___ COLLECTED DATA ___

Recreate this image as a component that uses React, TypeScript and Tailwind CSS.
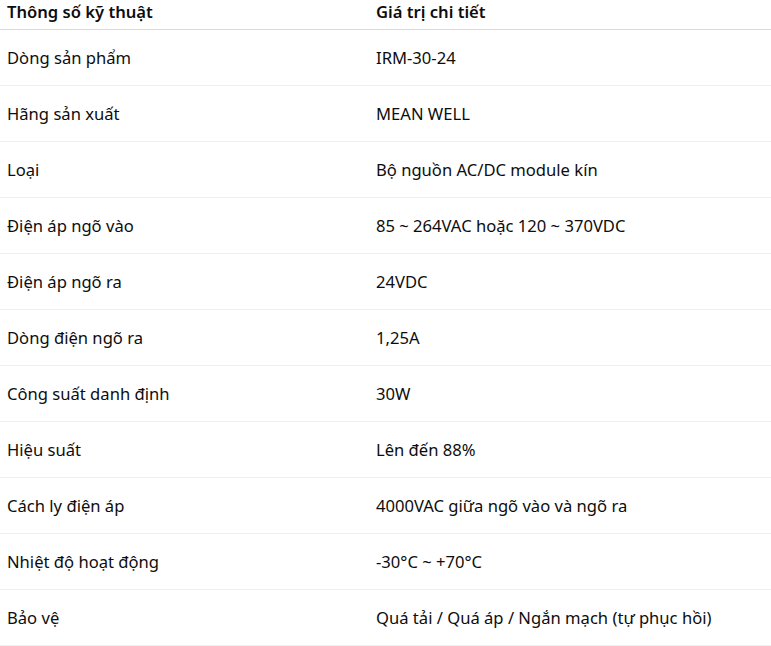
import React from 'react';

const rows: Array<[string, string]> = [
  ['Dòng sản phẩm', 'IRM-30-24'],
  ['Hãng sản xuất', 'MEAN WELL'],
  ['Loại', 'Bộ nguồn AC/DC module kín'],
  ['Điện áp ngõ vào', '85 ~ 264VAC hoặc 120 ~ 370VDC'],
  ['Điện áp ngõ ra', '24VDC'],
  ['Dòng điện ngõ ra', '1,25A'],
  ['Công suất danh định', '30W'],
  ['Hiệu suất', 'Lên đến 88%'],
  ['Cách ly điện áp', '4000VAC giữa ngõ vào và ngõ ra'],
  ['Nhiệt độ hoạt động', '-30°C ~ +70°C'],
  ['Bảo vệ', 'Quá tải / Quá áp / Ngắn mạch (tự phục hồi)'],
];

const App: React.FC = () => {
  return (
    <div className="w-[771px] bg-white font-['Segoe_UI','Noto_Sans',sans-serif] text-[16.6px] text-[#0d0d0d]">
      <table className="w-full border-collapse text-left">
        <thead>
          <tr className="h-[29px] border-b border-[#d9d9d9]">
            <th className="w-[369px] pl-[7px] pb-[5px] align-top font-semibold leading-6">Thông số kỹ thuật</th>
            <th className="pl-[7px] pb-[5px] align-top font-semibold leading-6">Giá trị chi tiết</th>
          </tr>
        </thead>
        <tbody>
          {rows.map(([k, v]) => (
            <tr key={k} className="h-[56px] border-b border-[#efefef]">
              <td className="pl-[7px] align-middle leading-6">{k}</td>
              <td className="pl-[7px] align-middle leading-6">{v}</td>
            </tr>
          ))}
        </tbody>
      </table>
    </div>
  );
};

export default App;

___

## DIRECTIONS FOR THIS TASK
Scan the material for lines with the word "React", and copy each line you find.

## EXERCISE RESPONSE
Recreate this image as a component that uses React, TypeScript and Tailwind CSS.
import React from 'react';
const App: React.FC = () => {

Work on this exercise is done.